How do they do it? How do they get “SOW-en” from “Sam-hane?” I haven’t a clue. But there you have it.
Happy Halloween!
In the Celtic calendar, it’s the end of summer. It’s the time to get serious and burrow into your dwelling place, thinking deep thoughts.
Here are my deep thoughts:
I’m thinking about wearing a pencil-thin peel-on mustache, a white panama hat and my newly acquired boy friend jacket (from QVC) as my costume. I shall title my costume “the boy friend.”
Cole and I have a Monday morning ritual of getting hot chocolate (for him) and a white chocolate mocha (for me) to sip on the way to school. Those lovely kiosk attendants will probably be the only ones to see my costume.
(Yes, I still drive Cole to school and I wouldn’t trade it for the world. He could use the transit system, but this is our special bonding time. We listen to music, talk and make each other laugh.)

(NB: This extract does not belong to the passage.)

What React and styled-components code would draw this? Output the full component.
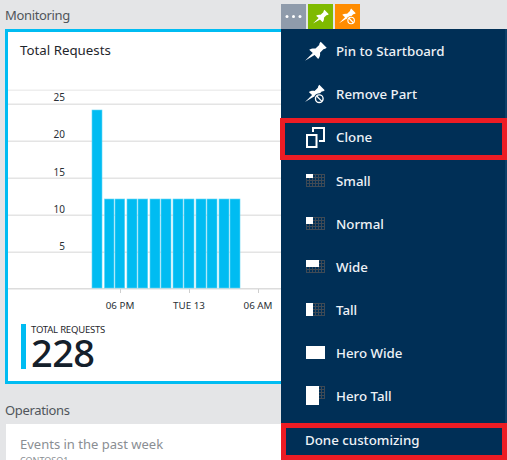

I’m actually not too clever in the costume department. Cole is. One year he was Santa Claus– this little, jolly, red-suited fellow stuffed with pillows. Another year he was a leprechaun. I went to a second hand store and bought a suit jacket and pants and painted them green. I suppose, I should have dyed them, but I didn’t really think. The paint, when dried, stiffened the fabric and came off onto Cole. But his hat was splendid and he was happy. My sewing skills are nil, but I managed to sew a puppy costume when he was three. ADORABLE! When he was around nine, Cole created a super hero called Silverix and designed a costume that was created with the help of his grandmother. In fact, I do believe that his grandmother created 95% of that costume. I bought the pattern and the materials and cut it out. She did the rest as I took the stitching out of what I’d tried to sew.

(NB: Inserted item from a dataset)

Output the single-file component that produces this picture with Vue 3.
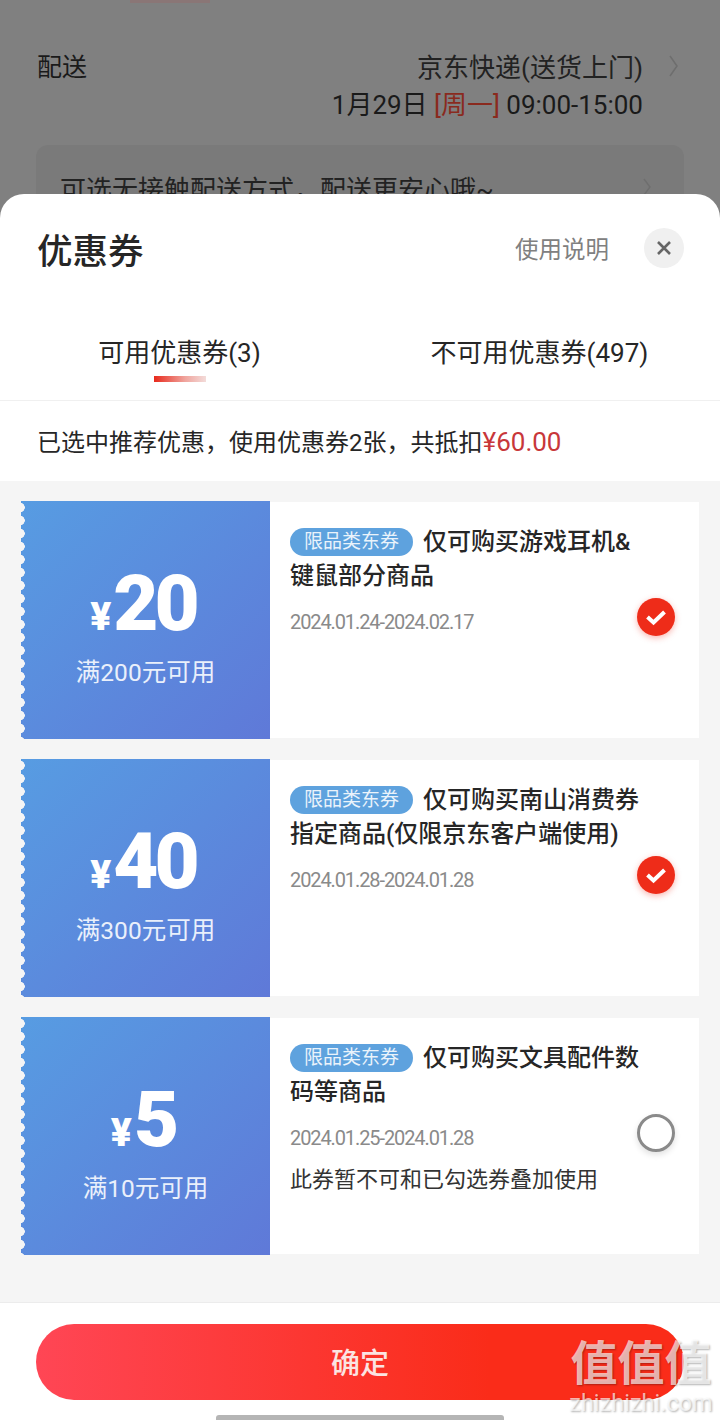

No, I’m not that kind of homemaker. People compliment me on what sharp fabric scissors I have. It’s because I never use them.
When Cole was younger, he took jujitsu. I hated every time he out grew his gi (the martial artist’s working clothes), because that would mean that I would have to sew on the logo patch and all the little award stars and patches that were part of the school uniform. It took me several bent needles (tough, thick fabric) and a glue gun to get the deed done.
And I couldn’t do it all at once. That was too painful and would have ended with my language becoming more and more colorful as I ripped the uniform into tiny pieces.
I do know my limits.
First, I’d purchase the gi and wash it because they always shrink. Then, I’d tape on the school logo. That was good for a couple of classes and bought me time to prepare myself for the ordeal. Those tiny golden stars!!!! Nightmareish. I think it was after I’d sewn the gi to the table cloth that I resorted to fabric glue. But you’d still have to sew the points of the stars down because they’d start to curl.
Those days are gone and are tucked away in my memory banks, filed under “the little things we do for love that really weren’t that bad and we’d do them all over again.”
Happy Halloween! May your treats be many and your tricks few.
Hi Cammy- What’s QVC? Your morning ritual with Cole sounds wonderful. This was the first Halloween we’ve ever had trick-or-treaters, having until now lived in an industrial neighborhood, and I greatly enjoyed the costumes. I may need to consult with you next year because I think I’ll costume myself!
Not knowing what QVC is is a good thing. It means that you don’t have time for silly shopping channels. Yes, QVC is a shopping channel. I started watching it when I was disgusted with all the negative news blasting into my world and, instead of doing the sensible thing and shutting off the tv, I started flipping channels and found these happy people trying their damnedest to sell you shit. It totally made me laugh….especially when they’d model the jewelry. But then I noticed the prices and compared the clothing with what I could find in Eureka. And, much to my shame, I became a QVC shopper. I also liked the idea of things shipping to me. I didn’t have to go anywhere, much like a spider….”come into my parlor,” said the spider to the fly.